If you think you may have a bad hire on your hands, you owe it to yourself to dig a little deeper. If possible, you want to determine why this person is failing. First, ask yourself some hard questions:

  1. Is it truly a bad hire, or did we drop the ball somehow?
  2. Are the skills we advertised and interviewed for the actual skills required to succeed in this position?
  3. Have we provided the necessary support and training to the new hire or did we drop them in at the deep end without a life vest?
  4. Did the new hire step into an unexpected culture clash?  
  5. Did our onboarding process exclude information about the “unwritten rules?”
  6. Have all instructions given to the new hire been clear and understood?
  7. Is there anything we did or didn’t do that might have set the new hire up for failure?

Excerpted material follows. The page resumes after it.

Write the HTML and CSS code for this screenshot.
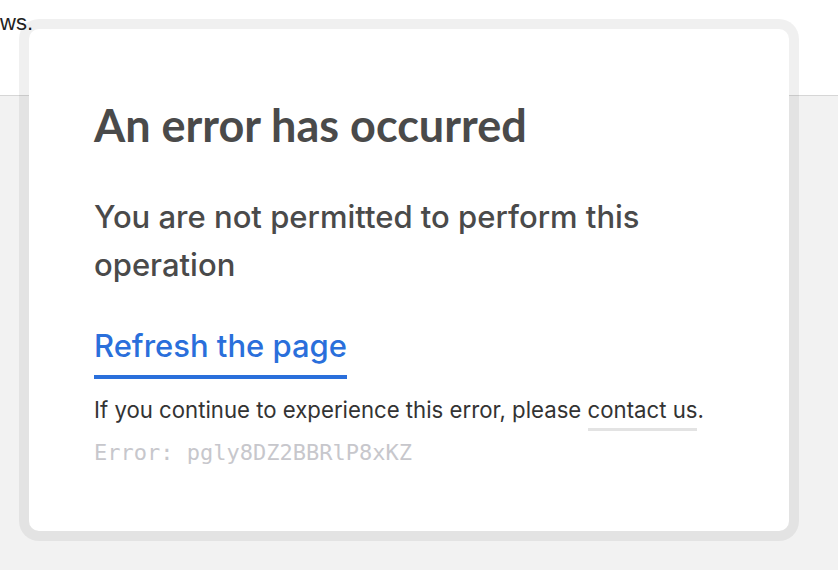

Once you’ve vetted your own process and are confident that the problem does not stem from poor hiring, ineffective guidance or a flawed onboarding process, here are a few more questions to consider:

  1. Does the new hire lack essential skills listed on the resume? If so, was there clear deception involved or is it just a matter of degree?
  2. Are you able (or willing) to provide additional training to address unexpected skills gaps?
  3. If you know the skills are present (i.e. you tested for them), is the new hire just not trying?
  4. Has a personal crisis come up that’s distracting the new hire?
  5. If the new hire lacks motivation or focus, is there anything you can do (or are willing to do) to change it?

Only you can decide when and where to draw the line on a bad hire.  It’s important to remember that the cost of replacing a bad hire is seldom as high as the cost of keeping one. In a Robert Half survey [1] of 270 CFOs, the single greatest cost of a poor hiring decision was identified (by 41% of respondents) as lower staff morale, followed by lost productivity (34%).  So, once you determine you’ve made a bad hire, move quickly to resolve identified concerns or help your bad hire move on to a better fit elsewhere. Don't let one bad hire damage the whole bunch.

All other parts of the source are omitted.